Scientists have concluded that little has been done to protect marine life since the 1992 Rio Earth Summit.
On pledges to protect key habitat and restrict the size of fishing fleets, they say progress has been "pitiful".
Conservationists were delighted by Australia's move to set up the world’s largest network of marine reserves.
But globally, the picture is bleak, they say.
"Our analysis shows that almost every commitment made by governments to protect the oceans has not been achieved," said Jonathan Baillie, director of conservation at the Zoological Society of London (ZSL).
"If these international processes are to be taken seriously, governments must be held accountable and any future commitments must come with clear plans for implementation and a process to evaluate success or failure."
The researchers assessed the various pledges made at the landmark 1992 Earth Summit and 10 years later at the Johannesburg World Summit on Sustainable Development.

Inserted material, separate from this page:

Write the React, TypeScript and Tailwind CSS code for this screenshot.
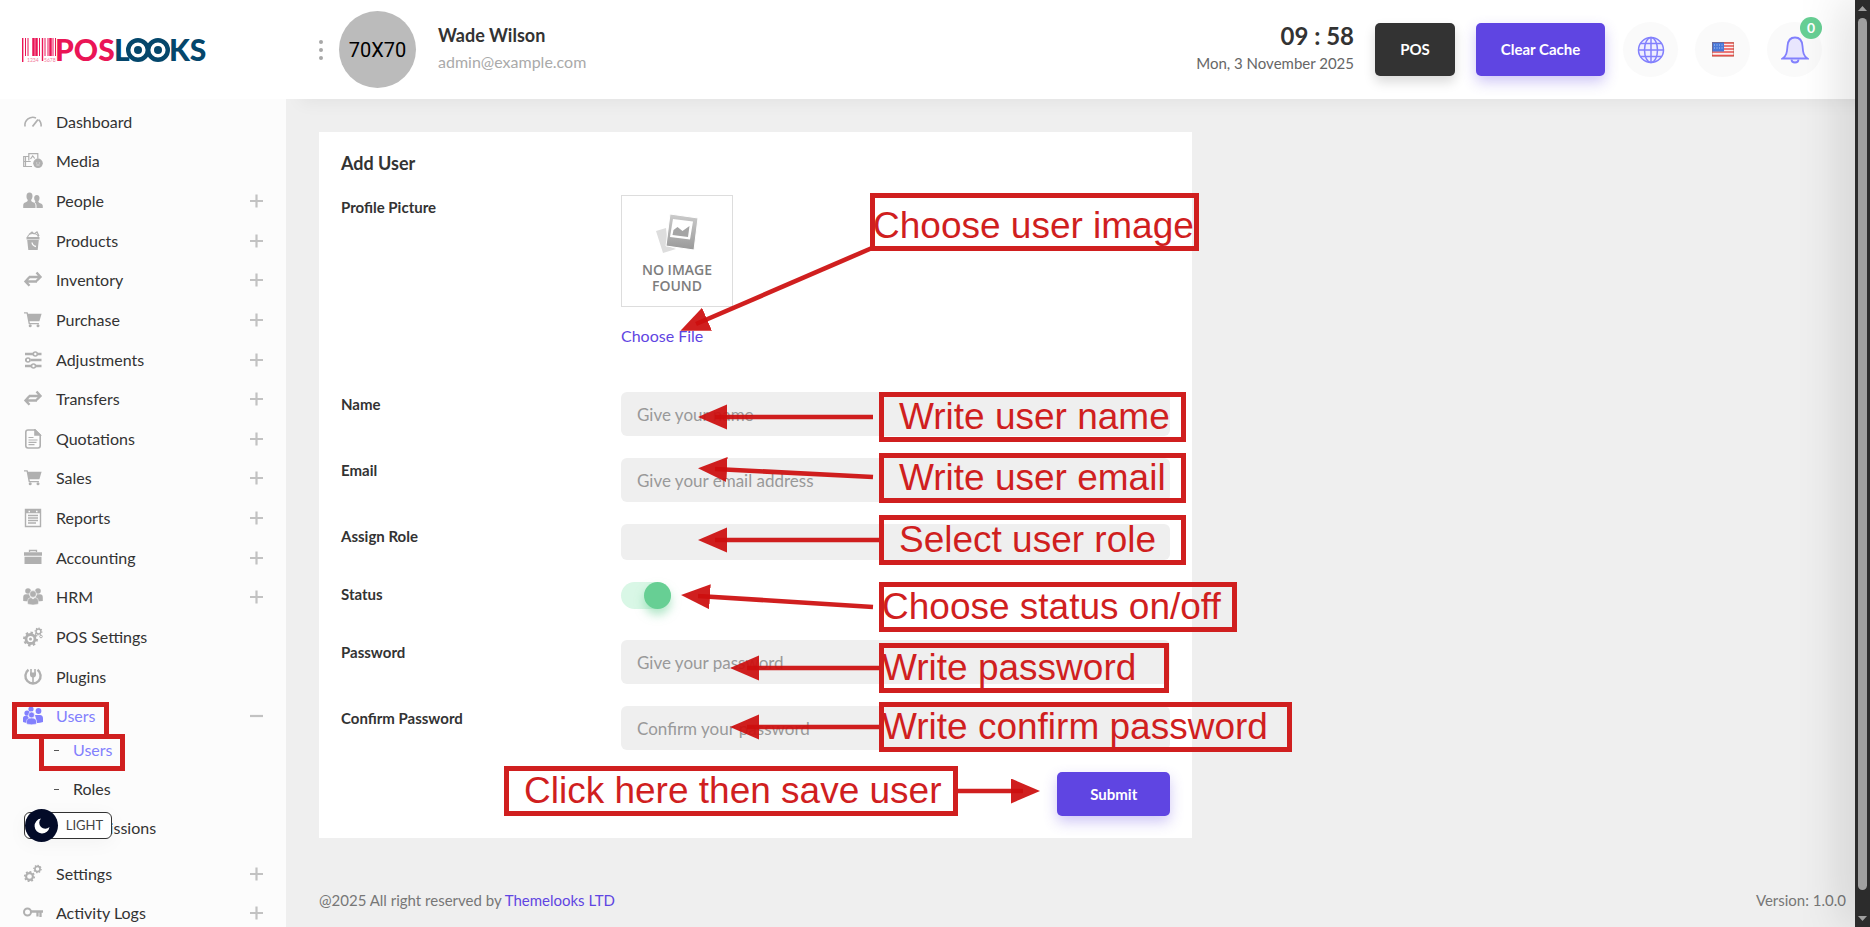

Governments vowed to establish an ecologically sound network of marine reserves by 2012, eliminate subsidies that contribute to illegal fishing, protect critical habitat, look after the needs of local fishermen and restore depleted stocks to healthy levels by 2015.
Subsidies have not been eliminated, and illegal fishing is still a major issue in some parts of the world.
Little over 1% of the seas are protected. Two years ago, governments agreed to raise that to 10% by 2020, but the new analysis shows that at the current rate of progress, the world is off course to meeting that target.
The pledge to restore stocks to healthy levels by 2015 has also seen slow progress. European ministers meeting earlier this week voted to give themselves until 2020 to achieve the target in EU waters.